May 20 (Bloomberg) -- Hosken Consolidated Investments Ltd. said it sought approval from South Africa’s antitrust authorities to buy the rest of KWV Holdings Ltd. to avoid stumbling blocks should it decide to make a bid.
“We’re not making an offer in the short term,” Hosken Finance Director Kevin Govender in an interview today from Cape Town. “We applied to the Competition Commission to check if there’s anything that may preclude us from buying all of the company should we increase our shareholding above the 34.9 percent we currently own.”

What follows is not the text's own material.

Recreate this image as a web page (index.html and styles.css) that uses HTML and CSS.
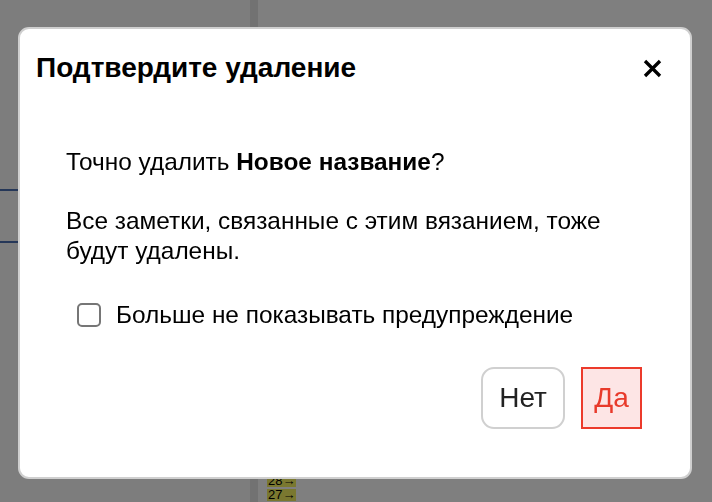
FILE: index.html
```html
<!DOCTYPE html>
<html lang="ru">
<head>
<meta charset="utf-8">
<title>Подтвердите удаление</title>
<link rel="stylesheet" href="styles.css">
</head>
<body>
<div class="page">
  <div class="sidebar">
    <div class="side-row"></div>
    <div class="side-row"></div>
  </div>
  <div class="divider"></div>
  <div class="content">
    <div class="list">
      <span class="tag">28→</span>
      <span class="tag">27→</span>
    </div>
  </div>
</div>
<div class="overlay"></div>
<div class="modal" role="dialog">
  <div class="modal-header">
    <h2 class="modal-title">Подтвердите удаление</h2>
    <button class="close" aria-label="Закрыть">
      <svg width="19" height="19" viewBox="0 0 19 19"><path d="M2 2 L17 17 M17 2 L2 17" stroke="#000" stroke-width="3.3" fill="none"/></svg>
    </button>
  </div>
  <div class="modal-body">
    <p class="q">Точно удалить <b>Новое название</b>?</p>
    <p class="note">Все заметки, связанные с этим вязанием, тоже будут удалены.</p>
    <label class="check"><span class="box"></span>Больше не показывать предупреждение</label>
  </div>
  <div class="modal-footer">
    <button class="btn btn-no">Нет</button>
    <button class="btn btn-yes">Да</button>
  </div>
</div>
</body>
</html>
```

FILE: styles.css
```css
html, body {
  margin: 0;
  padding: 0;
  height: 100%;
  font-family: "Liberation Sans", Arial, sans-serif;
}
.page {
  display: flex;
  height: 502px;
  background: #fff;
}
.sidebar {
  width: 250px;
  background: #fbfbfb;
  padding-top: 189px;
  box-sizing: border-box;
}
.side-row {
  height: 52px;
  border-top: 2px solid #4a6fb0;
  box-sizing: border-box;
}
.divider {
  width: 8px;
  background: #e4e4e4;
}
.content {
  flex: 1;
  background: #fff;
  display: flex;
  flex-direction: column;
  justify-content: flex-end;
  padding-left: 9px;
}
.list {
  display: flex;
  flex-direction: column;
  align-items: flex-start;
  gap: 2px;
  padding-bottom: 1px;
}
.tag {
  background: #f4f060;
  font-size: 13px;
  line-height: 12px;
  padding: 0 1px;
  color: #000;
}
.overlay {
  position: fixed;
  inset: 0;
  background: rgba(0,0,0,0.5);
}
.modal {
  position: fixed;
  left: 18px;
  top: 27px;
  width: 674px;
  height: 452px;
  box-sizing: border-box;
  background: #fff;
  border: 2px solid #cfcfcf;
  border-radius: 11px;
  display: flex;
  flex-direction: column;
}
.modal-header {
  display: flex;
  align-items: center;
  justify-content: space-between;
  padding: 23px 28px 0 16px;
}
.modal-title {
  margin: 0;
  font-size: 28px;
  line-height: 32px;
  font-weight: bold;
  color: #000;
}
.close {
  border: 0;
  background: none;
  padding: 0;
  width: 19px;
  height: 19px;
  display: flex;
}
.modal-body {
  padding: 63px 40px 0 46px;
  font-size: 24.4px;
  line-height: 30px;
  color: #000;
}
.modal-body p {
  margin: 0;
}
.note {
  margin-top: 29px !important;
}
.check {
  display: flex;
  align-items: center;
  margin-top: 34px;
  padding-left: 11px;
}
.box {
  width: 20px;
  height: 20px;
  border: 2px solid #767676;
  border-radius: 5px;
  margin-right: 15px;
  flex: none;
}
.modal-footer {
  display: flex;
  justify-content: flex-end;
  gap: 16px;
  padding: 37px 48px 0 0;
}
.btn {
  height: 62px;
  font-family: "Liberation Sans", Arial, sans-serif;
  font-size: 28px;
  box-sizing: border-box;
  padding: 0;
}
.btn-no {
  width: 84px;
  background: #fff;
  border: 2px solid #d0d0d0;
  border-radius: 13px;
  color: #222;
}
.btn-yes {
  width: 61px;
  background: #fde5e5;
  border: 2px solid #ec3a2b;
  border-radius: 0;
  color: #e83a2b;
}
```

HCI, which has interests spanning television, transport, mining and textiles, is still evaluating the business of South Africa’s second-largest wine and spirits company after acquiring the stake three months ago, he said. It approached the commission to see if there would be regulatory hurdles should it breach the 35 percent shareholding limit that triggers a mandatory buy-out offer in terms of South African company law.
“We’re one regulatory step away should we need to make an offer,” he said.
Hosken bought the KWV stake from Zeder Investments Ltd. in February after food producer Pioneer Foods Group Ltd.’s failed takeover bid for the spirits company. Hosken paid 11.80 rand ($1.71) a share, lower than Pioneer’s 12 rand-a-share offer that was opposed by some of KWV’s other investors.
Zeder Investments is also Pioneer’s largest shareholder through its 41.3 percent holding in Kaap Agri Ltd., which in turn owns 27.60 percent in Pioneer.